California has taken a monumental step in water conservation and management by approving new regulations that allow the conversion and recycling of wastewater into drinking water

The measure is a critical response to the severe drought conditions that have plagued the state in recent years.

New era in water management

This decision by the California State Water Resources Control Board marks a significant shift in water resource management, setting a precedent for other states facing similar challenges. 

The new rules permit water agencies to treat wastewater and reintroduce it into the drinking water supply. This process, known as direct potable reuse, positions California as a leader in advanced water recycling standards.

Decades in the making

The journey to this decision has spanned over a decade, involving rigorous scientific reviews and the development of stringent safety standards. The approval of these regulations arrives just before the state-mandated deadline of December 31.

“This is an exciting development in the state’s ongoing efforts to find innovative solutions to the challenges of extreme weather driven by climate change,” said E. Joaquin Esquivel, chair of the Water Resources Control Board.

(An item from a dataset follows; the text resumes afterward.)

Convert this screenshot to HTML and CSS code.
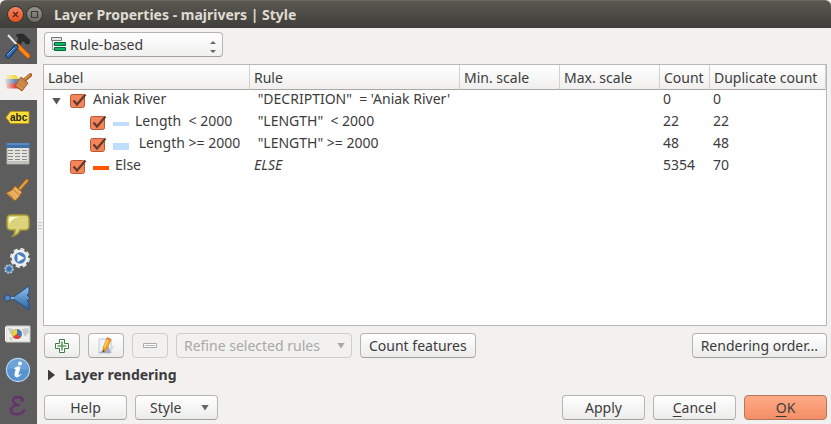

“On top of helping us build drought-resilient water supplies, direct potable reuse offers energy savings and environmental benefits. And most importantly, these regulations ensure that the water produced is not only safe, but purer than many drinking water sources we now rely on.”

Addressing climate change 

California is now the second state, following Colorado, to permit this form of water recycling. The process aims to add millions of gallons of drinking water to the state’s supply, offering a sustainable solution to the pressing issue of water scarcity exacerbated by climate change. 

The state has experienced its driest period in recent history, with occasional heavy rainfall providing only temporary relief.

These new regulations are part of California’s broader strategy to build drought-resilient water supplies and address the ongoing climate crisis.

Toilet to tap — recycling wastewater

Other states have already begun exploring similar measures. Texas initiated wastewater conversion in 2013, and a brewery in California’s Half Moon Bay recently adopted recycled wastewater. Colorado’s water board approved the process last year.

California’s water board reported that water systems can start submitting plans to begin purifying wastewater once the new regulations are finalized by the Office of Administrative Law next year.

Esquivel pointed out that many Californians are already consuming recycled water, as most wastewater treatment plants discharge treated water back into rivers and streams. 

“Anyone out there taking drinking water downstream from a wastewater treatment plant discharge – which, I promise you, you’re all doing – is already drinking toilet to tap,” said Esquivel.

“All water is recycled. What we have here are standards, science and – importantly – monitoring that allow us to have the faith that it is pure water.”

In summary, California’s move to recycle wastewater into drinking water reflects a growing recognition of the need for innovative, sustainable solutions to water scarcity.

These regulations not only address immediate drought concerns but also set a benchmark for future water management strategies in the face of climate change.